How much stuff do we really need in our lives? I know sometimes when I walk into my house, I wonder where it all came from. I can often immediately note multiple things that I just don’t need. In fact, in a recent survey from Bella Ella Boutique, most people said they had only used about half of what was in their closet within the last 6 months. Over 40% of women and around 50% of men said they’ve used less than a third of their closet. With spring finally here, it’s a good time to clean out and declutter your home.



Marie Kondo has become one of the most prominent experts on decluttering. Her KonMari method focuses on keeping items that bring you joy and parting with the ones that do not. Her book, The Life-Changing Magic of Tidying Up, has become a national best seller, creating legions of devoted fans. She focuses on different item categories in the home such as clothing, documents, pictures, etc. When you start purging items, she recommends doing it by this category system as opposed to a by system because things tend to be scattered about.

When it comes time to decide what to discard, you aren’t trying to just get rid of as many things as possible. Instead, you’re looking to hold onto the items that make you happy.

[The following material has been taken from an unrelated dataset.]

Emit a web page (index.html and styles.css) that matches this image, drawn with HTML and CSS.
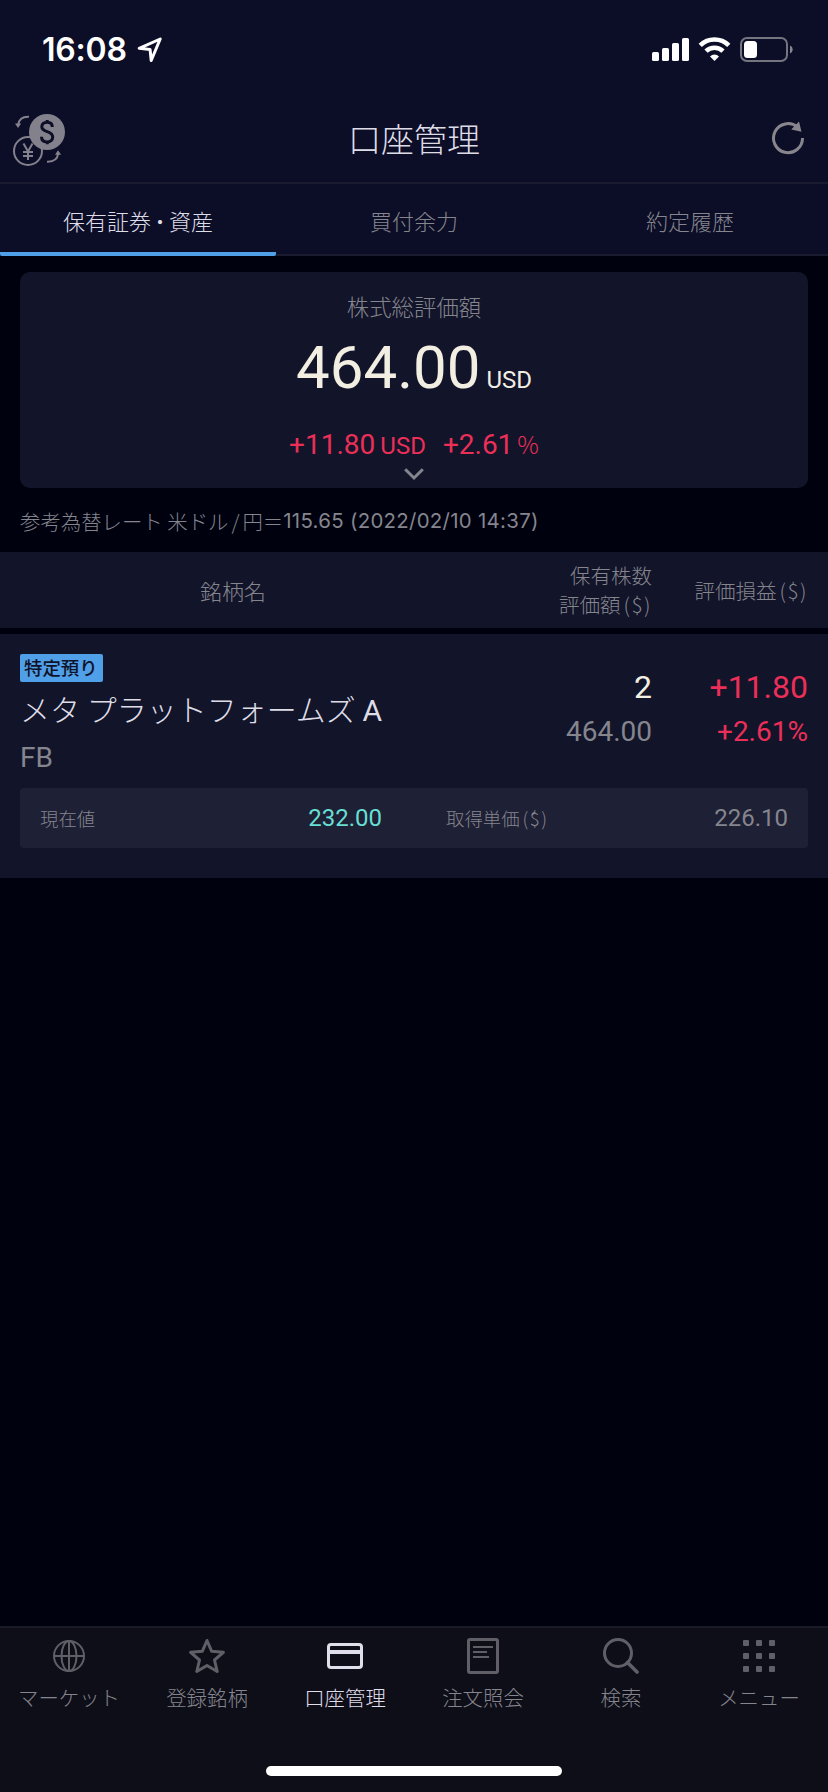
FILE: index.html
```html
<!DOCTYPE html>
<html lang="ja">
<head>
<meta charset="utf-8">
<title>口座管理</title>
<link rel="stylesheet" href="styles.css">
</head>
<body>
<div class="app">
  <header class="status">
    <div class="status-left">
      <span class="clock">16:08</span>
      <svg class="location" width="26" height="26" viewBox="0 0 26 26"><path d="M23.2 2 2.2 11.3l10.900 1.300 1.100 10.900z" fill="none" stroke="#fff" stroke-width="3" stroke-linejoin="round"/></svg>
    </div>
    <svg class="signals" width="142" height="26" viewBox="0 0 142 26">
      <g fill="#fff"><rect x="0" y="15" width="7" height="9" rx="1.600"/><rect x="10" y="11" width="7" height="13" rx="1.600"/><rect x="20" y="6" width="7" height="18" rx="1.600"/><rect x="30" y="1" width="7" height="23" rx="1.600"/></g>
      <g fill="none" stroke="#fff" stroke-width="4.600"><path d="M48.200 8.300a20.500 20.500 0 0 1 28.600 0"/><path d="M54 14.200a12.200 12.200 0 0 1 17 0"/></g>
      <path d="M62.500 24l-4.500-4.600a6.500 6.500 0 0 1 9 0z" fill="#fff"/>
      <rect x="89" y="1" width="46" height="23" rx="6" fill="none" stroke="#74757f" stroke-width="2"/>
      <rect x="92" y="4" width="13" height="17" rx="3.500" fill="#fff"/>
      <path d="M138 8.500a4.300 4.300 0 0 1 0 8z" fill="#85868f"/>
    </svg>
  </header>
  <nav class="titlebar">
    <svg class="currency" width="54" height="54" viewBox="0 0 54 54">
      <g fill="none" stroke="#82818c" stroke-width="2"><circle cx="15" cy="38" r="14"/><path d="M16 3.800C10 3.500 6 6 5 12M34 48.700c7 .3 10.500-3 11.200-8"/></g>
      <path d="M2 10.500h6.200L5 15zM42 41.700h6.200L45 37.200z" fill="#82818c"/>
      <circle cx="34" cy="19" r="18" fill="#82818c"/>
      <path d="M39.300 14c0-3-2-4.800-5.200-4.800s-5.300 1.800-5.300 4.600c0 6.200 10.900 3.600 10.900 10.200 0 3-2.300 4.900-5.500 4.900-3.600 0-5.700-2-5.700-5.200M34.200 7v3M34.200 28v3.200" fill="none" stroke="#0c0d26" stroke-width="3"/>
      <path d="M10.500 30.500 15 38.500l4.500-8M15 38v9M10 39h10M10 43h10" fill="none" stroke="#82818c" stroke-width="2"/>
    </svg>
    <h1 class="title">口座管理</h1>
    <svg class="refresh" width="34" height="34" viewBox="0 0 34 34"><path d="M31.500 17A14.500 14.500 0 1 1 26.500 6.200" fill="none" stroke="#87868d" stroke-width="3"/><path d="M28 .5 30.500 10.800 20.200 8.500z" fill="#87868d"/></svg>
  </nav>
  <div class="tabs">
    <div class="tab tab-on">保有証券<span class="dot">・</span>資産</div>
    <div class="tab">買付余力</div>
    <div class="tab">約定履歴</div>
  </div>
  <main class="content">
    <section class="card">
      <div class="card-label">株式総評価額</div>
      <div class="total">464.00<span class="total-unit">USD</span></div>
      <div class="change">+11.80<span class="change-unit">USD</span><span class="rate">+2.61<span class="percent">%</span></span></div>
      <svg class="chevron" width="22" height="14" viewBox="0 0 22 14"><path d="M2.200 2.200 11 11l8.800-8.800" fill="none" stroke="#85858e" stroke-width="3"/></svg>
    </section>
    <div class="fx"><span class="fx-jp">参考為替レート 米ドル</span><span class="fx-slash">/</span><span class="fx-jp fx-yen">円＝</span><span class="fx-num">115.65 (2022/02/10 14:37)</span></div>
    <div class="thead">
      <div class="th-name">銘柄名</div>
      <div class="th-qty"><div>保有株数</div><div>評価額<span class="paren">($)</span></div></div>
      <div class="th-pl">評価損益<span class="paren">($)</span></div>
    </div>
    <section class="holding">
      <div class="holding-top">
        <div class="holding-name">
          <span class="badge">特定預り</span>
          <div class="name">メタ プラットフォームズ <span class="latin">A</span></div>
          <div class="ticker">FB</div>
        </div>
        <div class="qty"><div class="big">2</div><div class="small">464.00</div></div>
        <div class="pl"><div class="big">+11.80</div><div class="small">+2.61%</div></div>
      </div>
      <div class="prices">
        <div class="price"><span class="price-label">現在値</span><span class="price-value now">232.00</span></div>
        <div class="price"><span class="price-label">取得単価<span class="paren">($)</span></span><span class="price-value">226.10</span></div>
      </div>
    </section>
  </main>
  <footer class="footer">
    <div class="menu">
      <div class="item">
        <svg class="icon" width="36" height="36" viewBox="0 0 36 36" fill="none" stroke="#605f68" stroke-width="2"><circle cx="18" cy="18" r="15"/><ellipse cx="18" cy="18" rx="7.500" ry="15"/><path d="M18 3v30M3 18h30"/></svg>
        <span>マーケット</span>
      </div>
      <div class="item">
        <svg class="icon" width="36" height="36" viewBox="0 0 36 36" fill="none" stroke="#605f68" stroke-width="3" stroke-linejoin="round"><path d="M18 2.500 22.600 13.200 34.400 14.300 25.500 22 28.200 33.500 18 27.500 7.800 33.500 10.500 22 1.600 14.300 13.400 13.200z"/></svg>
        <span>登録銘柄</span>
      </div>
      <div class="item item-on">
        <svg class="icon" width="36" height="36" viewBox="0 0 36 36" fill="none" stroke="#e0deea" stroke-width="3"><rect x="1.500" y="6.500" width="33" height="23" rx="2.500"/><path d="M2 14h32" stroke-width="4"/></svg>
        <span>口座管理</span>
      </div>
      <div class="item">
        <svg class="icon" width="36" height="36" viewBox="0 0 36 36" fill="none" stroke="#605f68" stroke-width="3"><rect x="3.500" y="1.500" width="29" height="33" rx="1.500"/><path d="M8 9h20M8 14h14M8 19h16" stroke-width="2"/></svg>
        <span>注文照会</span>
      </div>
      <div class="item">
        <svg class="icon" width="36" height="36" viewBox="0 0 36 36" fill="none" stroke="#605f68" stroke-width="3"><circle cx="15" cy="15" r="13.500"/><path d="m24.500 24.500 9.500 9.500" stroke-width="3.600" stroke-linecap="round"/></svg>
        <span>検索</span>
      </div>
      <div class="item">
        <svg class="icon" width="36" height="36" viewBox="0 0 36 36" fill="#605f68"><rect x="2" y="2" width="6" height="6" rx="1"/><rect x="15" y="2" width="6" height="6" rx="1"/><rect x="28" y="2" width="6" height="6" rx="1"/><rect x="2" y="15" width="6" height="6" rx="1"/><rect x="15" y="15" width="6" height="6" rx="1"/><rect x="28" y="15" width="6" height="6" rx="1"/><rect x="2" y="28" width="6" height="6" rx="1"/><rect x="15" y="28" width="6" height="6" rx="1"/><rect x="28" y="28" width="6" height="6" rx="1"/></svg>
        <span>メニュー</span>
      </div>
    </div>
    <div class="home"></div>
  </footer>
</div>
</body>
</html>
```

FILE: styles.css
```css
* { box-sizing: border-box; }
body {
  margin: 0;
  background: #00010f;
  color: #85858e;
  font-family: "Noto Sans CJK JP", sans-serif;
  font-weight: 300;
}
.app { width: 828px; height: 1792px; display: flex; flex-direction: column; overflow: hidden; }

.status {
  height: 98px;
  padding: 36px 34px 0 42px;
  display: flex;
  justify-content: space-between;
  align-items: flex-start;
  background: #0c0d26;
}
.status-left { display: flex; gap: 9px; }
.clock { width: 86px; color: #fff; font: 600 32px/28px Inter, sans-serif; letter-spacing: -0.2px; white-space: nowrap; }
.signals { margin-top: 1px; }
.location { margin-top: 1px; }

.titlebar {
  height: 86px;
  padding: 0 23px 0 13px;
  display: grid;
  grid-template-columns: 54px 1fr 34px;
  border-bottom: 2px solid #191a30;
  background: #0c0d26;
}
.currency { margin-top: 15px; }
.refresh { margin-top: 23px; }
.title { margin: 18px 0 0; padding-right: 10px; font-size: 33px; line-height: 44px; font-weight: 300; color: #dedce6; text-align: center; }

.tabs { height: 72px; display: flex; background: #0c0d26; border-bottom: 2px solid #191a30; }
.tab { flex: 1; height: 72px; font-size: 22px; line-height: 72px; text-align: center; }
.tab-on { color: #dedce6; border-bottom: 4px solid #4fa0e8; border-radius: 2px; }
.dot { margin: 0 -2px; }

.content { flex: 1; }
.card {
  margin: 16px 20px 0;
  height: 216px;
  padding-top: 18px;
  border-radius: 10px;
  background: #121429;
  display: flex;
  flex-direction: column;
  align-items: center;
}
.card-label { font-size: 22.4px; line-height: 32px; }
.total { margin-top: 12px; font: 400 60px/68px Roboto, sans-serif; color: #f2efe2; }
.total-unit { margin-left: 6px; font-size: 24px; }
.change { margin-top: 14px; font: 400 28px/34px Roboto, sans-serif; color: #eb2f58; }
.change-unit { margin-left: 5px; font-size: 24px; }
.rate { margin-left: 17px; }
.percent { margin-left: 4px; font: 300 24px "Noto Sans CJK JP", sans-serif; line-height: 1; }
.chevron { margin-top: 4px; }
.fx { margin: 18px 20px 0; height: 46px; display: flex; line-height: 30px; font-size: 20.4px; white-space: nowrap; }
.fx-slash { padding: 0 3px; }
.fx-num { font-family: Inter, sans-serif; font-weight: 400; letter-spacing: 0.3px; }

.thead {
  height: 76px;
  padding: 0 20px;
  display: grid;
  grid-template-columns: 426px 206px 156px;
  align-items: center;
  background: #121429;
  font-size: 20.500px;
}
.th-name { font-size: 22px; text-align: center; }
.th-qty { line-height: 29px; text-align: right; }
.th-pl { text-align: right; }
.paren { margin-left: 3px; letter-spacing: 1.500px; }

.holding { margin-top: 6px; height: 244px; padding: 20px 20px 0; background: #121429; }
.holding-top { height: 134px; display: grid; grid-template-columns: 426px 206px 156px; }
.badge { display: block; width: 83px; height: 28px; padding-left: 4px; border-radius: 2px; background: #4fa0e8; color: #10122a; font-size: 18.400px; line-height: 27px; font-weight: 500; white-space: nowrap; }
.name { margin-top: 6px; font-size: 30px; line-height: 40px; color: #dedce6; white-space: nowrap; }
.latin { font-family: Roboto, sans-serif; font-weight: 400; }
.ticker { margin-top: 10px; font: 400 28px/34px Roboto, sans-serif; }
.qty, .pl { padding-top: 14px; text-align: right; font-family: Roboto, sans-serif; font-weight: 400; }
.big { font-size: 32px; line-height: 38px; }
.small { margin-top: 9px; font-size: 28px; line-height: 34px; }
.qty .big { color: #f2efe2; }
.pl { color: #eb2f58; }
.prices { height: 60px; padding: 0 20px; display: grid; grid-template-columns: 1fr 1fr; column-gap: 64px; align-items: center; border-radius: 4px; background: #1e2035; }
.price { display: flex; justify-content: space-between; line-height: 30px; }
.price-label { font-size: 18.400px; }
.price-value { font-family: Roboto, sans-serif; font-size: 24px; font-weight: 400; }
.now { color: #67dfd2; }

.footer { height: 166px; border-top: 2px solid #1a1a26; background: #0e0e18; display: flex; flex-direction: column; align-items: center; }
.menu { width: 828px; height: 138px; padding-top: 10px; display: flex; }
.item { flex: 1; display: flex; flex-direction: column; align-items: center; font-size: 20.400px; line-height: 30px; white-space: nowrap; }
.item span { margin-top: 8px; }
.item-on { color: #e0deea; }
.home { width: 296px; height: 10px; border-radius: 5px; background: #fff; }
```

So when you pick up an item, ask yourself, “does this spark joy?” That may be subjective, but the more you do it the more it will make sense. For reorganizing, Kondo believes that it should be just as easy to put something away as it is to find it later.

Another key part to her tidying up is the KonMari Folding Method. She says she believes that clothes should be thanked for ‘their service’ and that means folding them properly. For most of us, that probably means folding in a very different way than we are used to. She folds clothes like shirts, sweaters, socks, and underwear so that they ‘stand up’ in the drawer. It can be a little confusing, so some people have created helpful visual guides on the process.

Some may find Kondo’s methods to be harsh. Others may question whether or not it would work in America. Personally, while I may not be able to do a full tidying up like Kondo suggests, I definitely agree that a decluttered home is a better home. It can be stressful when things pile up and they don’t have a place. Trying out some of Kondo’s methods can only help.